Italia: al servizio degli inquinatori
Si sostiene che l'Europa si batte per l'applicazione del protocollo di Kyoto
ma siamo sicuri che sia vero? E in Italia cosa si è fatto di
concreto? Effettivamente nei paesi del nord Europa le lotte ecologiste
hanno costretto alcuni governi a tenere una posizione rigida ma gli altri
paesi? In Italia, per esempio, non si è fatto nulla visto che il governo
di sinistra non ha mantenuto gli impegni presi con la deliberazione del CIPE
del 1998 per la riduzione dei consumi e l'abbattimento delle emissioni nel
settore dell'energia e del trasporto, come il 18 maggio ha candidamente
dichiarato il direttore generale del Ministero dell'ambiente, Clini. È
"curioso" che il ministro dell'ambiente, "Tex" Willer Bordon, che ha più
volte tuonato contro gli americani, non abbia fatto nulla per far applicare i
limiti decisi a Kyoto. Vuoi vedere che ci ha presi in giro!
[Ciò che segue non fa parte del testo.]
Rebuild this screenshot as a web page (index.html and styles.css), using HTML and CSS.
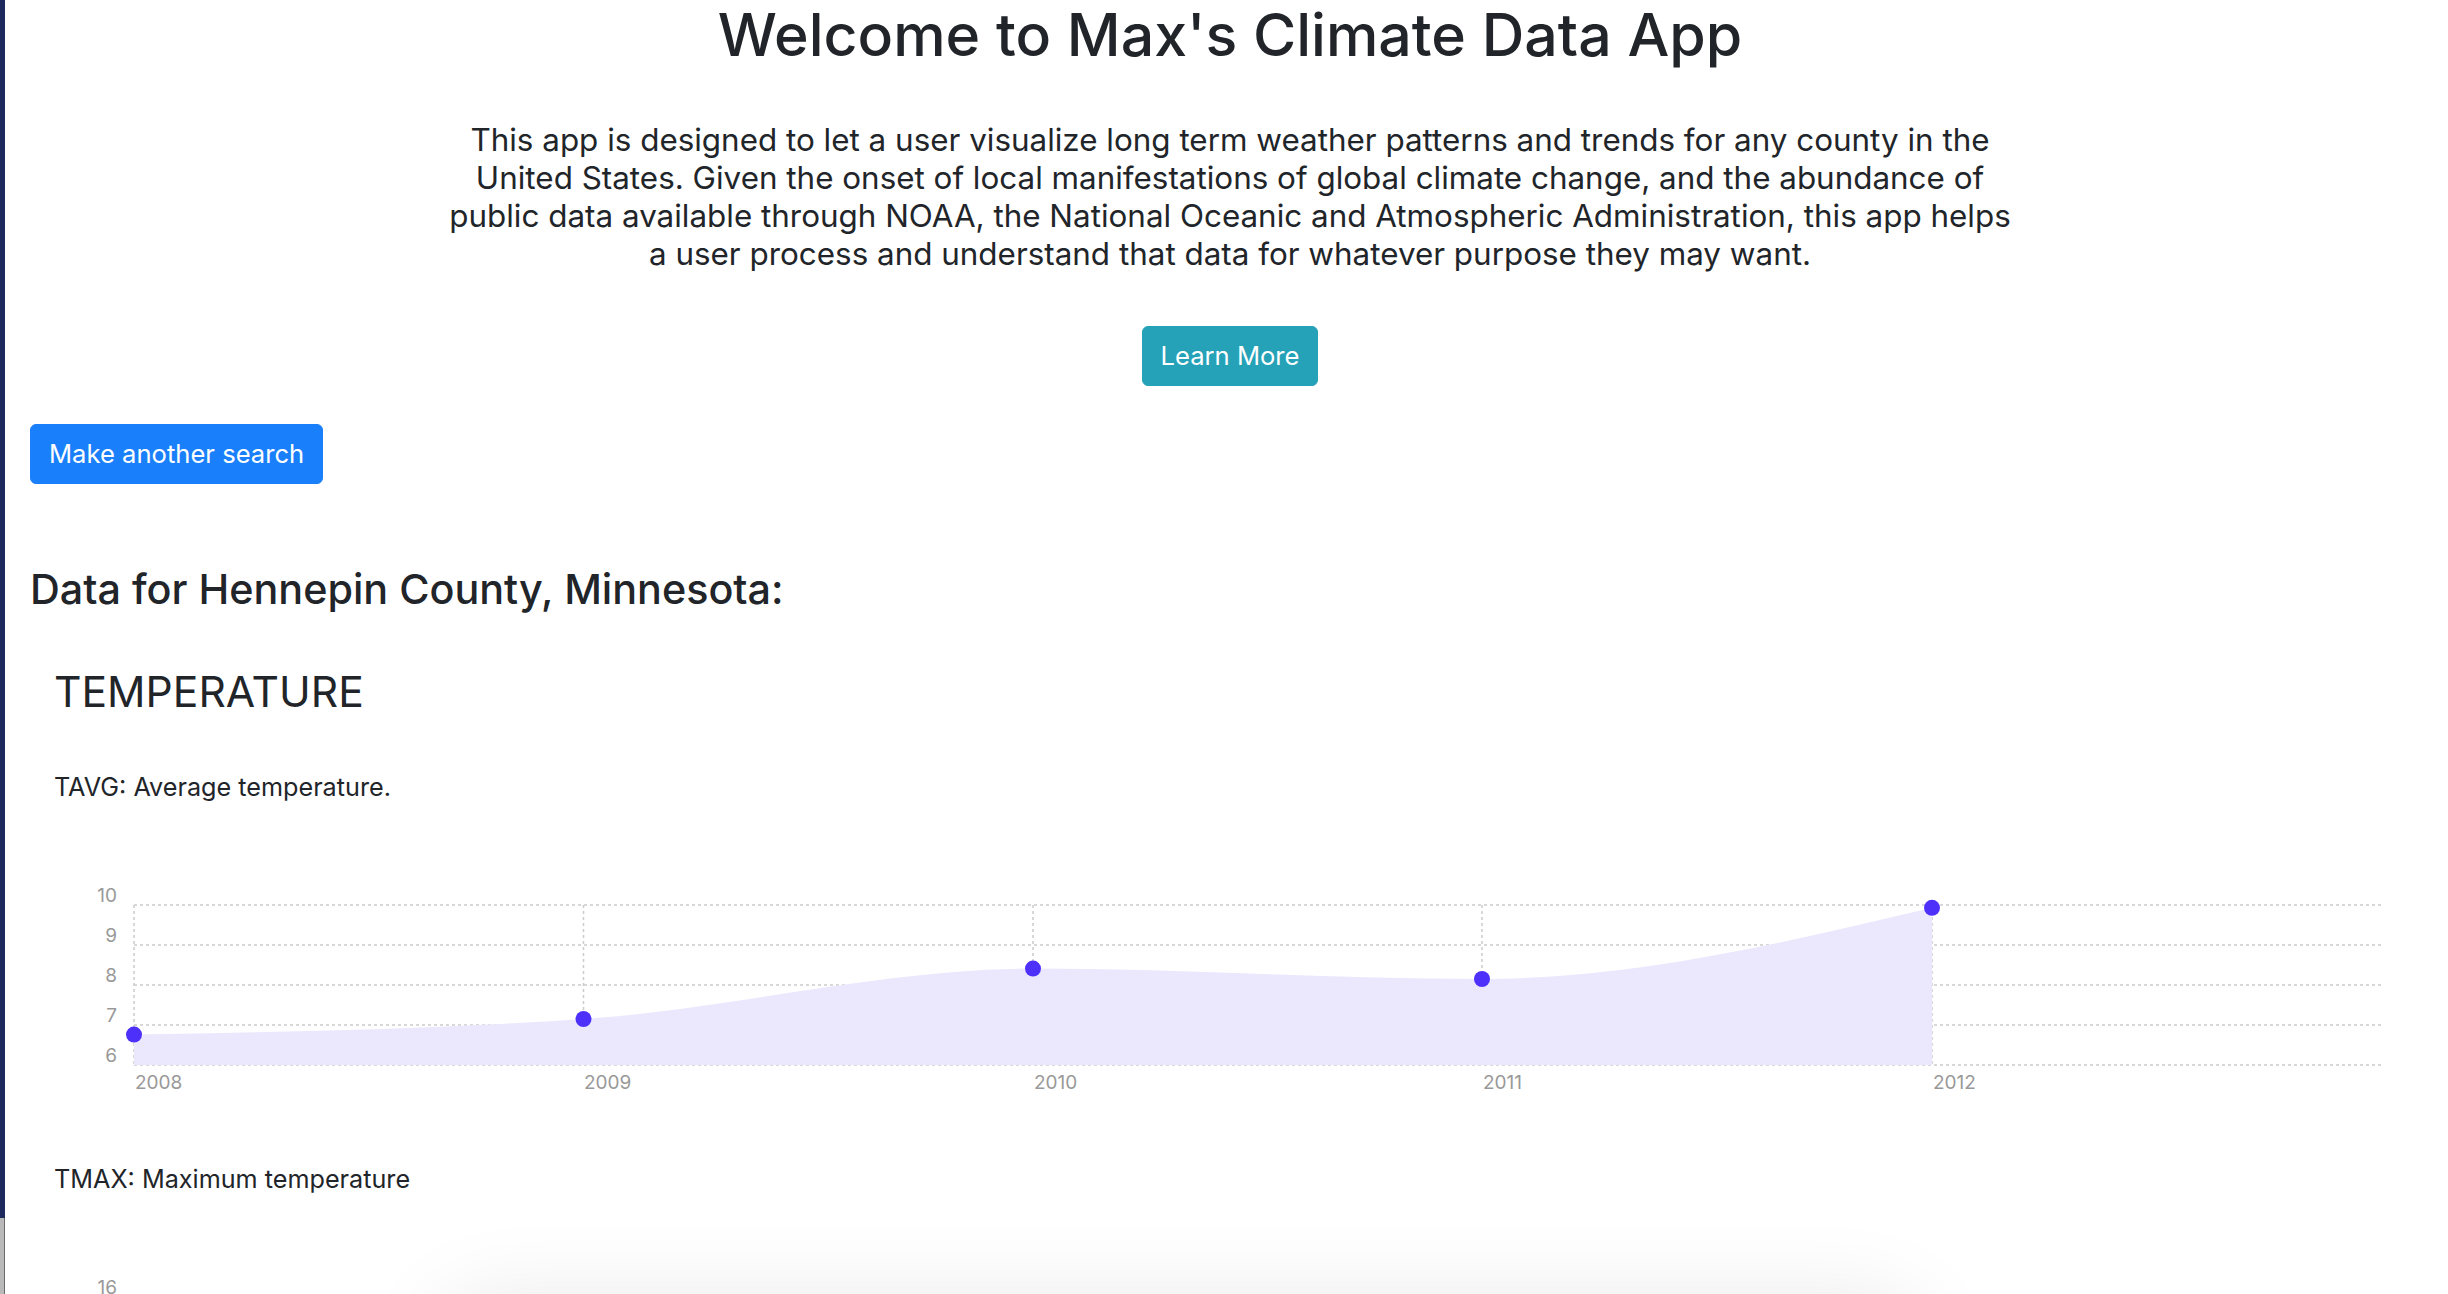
FILE: index.html
```html
<!DOCTYPE html>
<html lang="en">
<head>
<meta charset="utf-8">
<title>Max's Climate Data App</title>
<link rel="stylesheet" href="styles.css">
</head>
<body>
<div class="edge"><div class="edge-top"></div><div class="edge-bottom"></div></div>
<main class="page">
  <header class="hero">
    <h1 class="hero-title">Welcome to Max's Climate Data App</h1>
    <p class="hero-text">This app is designed to let a user visualize long term weather patterns and trends for any county in the<br>United States. Given the onset of local manifestations of global climate change, and the abundance of<br>public data available through NOAA, the National Oceanic and Atmospheric Administration, this app helps<br>a user process and understand that data for whatever purpose they may want.</p>
    <div class="hero-actions"><button class="btn btn-info">Learn More</button></div>
  </header>
  <div class="search-row"><button class="btn btn-primary">Make another search</button></div>
  <h3 class="county-title">Data for Hennepin County, Minnesota:</h3>
  <section class="category">
    <h3 class="category-title">TEMPERATURE</h3>
    <div class="metric">
      <p class="metric-label">TAVG: Average temperature.</p>
      <svg class="chart" width="2340" height="250" viewBox="54 850 2340 250">
        <g class="grid">
          <line x1="134" y1="906" x2="2382" y2="906"/>
          <line x1="134" y1="946" x2="2382" y2="946"/>
          <line x1="134" y1="986" x2="2382" y2="986"/>
          <line x1="134" y1="1026" x2="2382" y2="1026"/>
          <line x1="134" y1="1066" x2="2382" y2="1066"/>
          <line x1="134" y1="906" x2="134" y2="1066"/>
          <line x1="583.5" y1="906" x2="583.5" y2="1066"/>
          <line x1="1033" y1="906" x2="1033" y2="1066"/>
          <line x1="1482" y1="906" x2="1482" y2="1066"/>
          <line x1="1932" y1="906" x2="1932" y2="1066"/>
        </g>
        <path class="area" d="M134,1066 L134,1035.6 C283.8,1033 433.7,1030.4 583.5,1020 C733.3,1009.6 883.2,969.6 1033,969.6 C1182.7,969.6 1332.3,980 1482,980 C1632,980 1782,944.4 1932,908.8 L1932,1066 Z"/>
        <g class="ylabels">
          <text x="117" y="902.5">10</text>
          <text x="117" y="942.5">9</text>
          <text x="117" y="982.5">8</text>
          <text x="117" y="1022.5">7</text>
          <text x="117" y="1062.5">6</text>
        </g>
        <g class="xlabels">
          <text x="135" y="1090">2008</text>
          <text x="584" y="1090">2009</text>
          <text x="1034" y="1090">2010</text>
          <text x="1483" y="1090">2011</text>
          <text x="1933" y="1090">2012</text>
        </g>
        <g class="dots">
          <circle cx="134" cy="1035.6" r="8"/>
          <circle cx="583.5" cy="1020" r="8"/>
          <circle cx="1033" cy="969.6" r="8"/>
          <circle cx="1482" cy="980" r="8"/>
          <circle cx="1932" cy="908.8" r="8"/>
        </g>
      </svg>
    </div>
    <div class="metric">
      <p class="metric-label">TMAX: Maximum temperature</p>
      <svg class="chart" width="2340" height="250" viewBox="54 850 2340 250">
        <g class="grid">
          <line x1="134" y1="906" x2="2382" y2="906"/>
          <line x1="134" y1="946" x2="2382" y2="946"/>
          <line x1="134" y1="986" x2="2382" y2="986"/>
          <line x1="134" y1="1026" x2="2382" y2="1026"/>
          <line x1="134" y1="1066" x2="2382" y2="1066"/>
        </g>
        <g class="ylabels">
          <text x="117" y="902.5">16</text>
          <text x="117" y="942.5">14</text>
          <text x="117" y="982.5">12</text>
          <text x="117" y="1022.5">10</text>
          <text x="117" y="1062.5">8</text>
        </g>
      </svg>
    </div>
  </section>
</main>
<div class="dock-shadow"></div>
</body>
</html>
```
FILE: styles.css
```css
html, body {
  margin: 0;
  padding: 0;
  overflow: hidden;
  background: #ffffff;
}
body {
  font-family: "Inter", "Liberation Sans", sans-serif;
  color: #212529;
  height: 1294px;
}
.edge {
  position: fixed;
  left: 0;
  top: 0;
  width: 5px;
  height: 1294px;
  display: flex;
  flex-direction: column;
  z-index: 5;
}
.edge-top {
  height: 1218px;
  background: #1e2a5e;
}
.edge-bottom {
  flex: 1;
  background: #b9b9b9;
  border-right: 1px solid #6b6b6b;
}
.page {
  padding-left: 30px;
}
.hero {
  text-align: center;
  padding-left: 12px;
  margin-left: -30px;
}
.hero-title {
  font-size: 59px;
  font-weight: 500;
  line-height: 70.8px;
  margin: 0;
}
.hero-text {
  max-width: 1700px;
  margin: 50px auto 0;
  font-size: 31.4px;
  line-height: 38px;
  white-space: nowrap;
}
.hero-actions {
  margin-top: 53.5px;
}
.btn {
  font-family: inherit;
  font-size: 25.6px;
  line-height: 38px;
  padding: 10px 18px;
  border: 1px solid transparent;
  border-radius: 6px;
  color: #ffffff;
  cursor: pointer;
}
.btn-info {
  background: #25a2b8;
  border-color: #25a2b8;
}
.btn-primary {
  background: #1a7ffb;
  border-color: #1a7ffb;
}
.search-row {
  margin-top: 38px;
}
.county-title {
  font-size: 41.3px;
  font-weight: 500;
  line-height: 50.4px;
  margin: 80px 0 0;
}
.category {
  padding-left: 24px;
}
.category-title {
  font-size: 42.6px;
  font-weight: 400;
  line-height: 50.4px;
  margin: 52px 0 0;
}
.metric-label {
  font-size: 25.2px;
  line-height: 37.5px;
  margin: 51.5px 0 43px;
}
.metric + .metric .metric-label {
  margin-top: 61.5px;
}
.chart {
  display: block;
  overflow: visible;
}
.grid line {
  stroke: #cccccc;
  stroke-width: 1.5;
  stroke-dasharray: 3 3;
}
.area {
  fill: #ebe8fd;
  stroke: none;
}
.dots circle {
  fill: #4d31fa;
}
.ylabels text {
  font-family: "Inter", "Liberation Sans", sans-serif;
  font-size: 19px;
  fill: #999999;
  text-anchor: end;
}
.xlabels text {
  font-family: "Inter", "Liberation Sans", sans-serif;
  font-size: 19px;
  fill: #999999;
  text-anchor: start;
}
.dock-shadow {
  position: fixed;
  left: 450px;
  width: 1460px;
  top: 1320px;
  height: 100px;
  border-radius: 40px;
  box-shadow: 0 -6px 90px 10px rgba(0, 0, 0, 0.10);
}
```
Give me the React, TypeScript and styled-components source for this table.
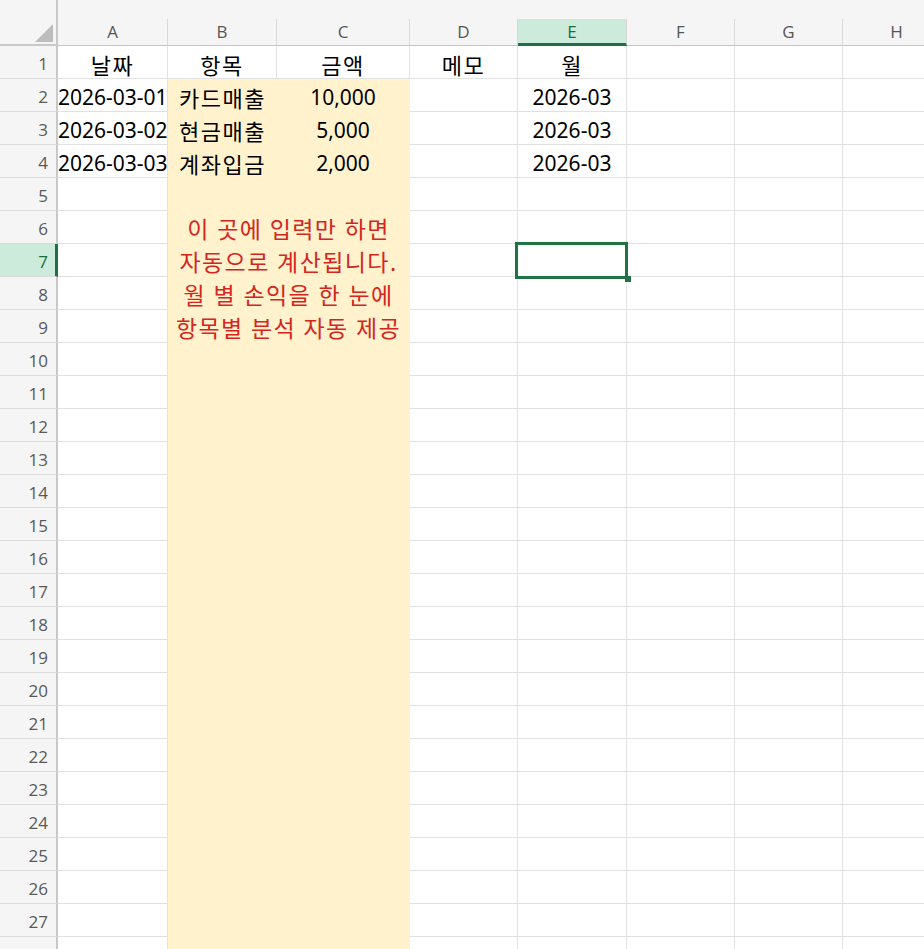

Il suo successore
in pectore, il postfascista Matteoli, ha invece parlato chiaro. In una
intervista pubblicata da "La Stampa" del 18 maggio ha condiviso la
dichiarazione di Berlusconi sull'accordo di Kyoto che "avrebbe effetti
trascurabili per l'ambiente e devastanti per l'economia e l'occupazione",
aggiungendo che "tutti vorremmo che le cose andassero meglio. Ma l'Europa
sogna, mentre Bush guarda la realtà. Il pragmatismo americano traccia il
solco per tutti". Avrebbe voluto aggiungere che "Bush traccia il solco e la
spada lo difende" come avrebbe detto il suo eroe, Benito Mussolini, ma poi si
è trattenuto. Si è anche dimenticato di dire cosa occorrerebbe
fare per migliorare le prospettive del pianeta. Evidentemente il pragmatico
"esperto ambientale" di Fini non lo sa. O, più probabilmente, non gliene
importa nulla!
Insomma, sinistra o destra, al ministero per l'ambiente le cose non cambiano
visto che continueranno a prevalere gli interessi degli inquinatori.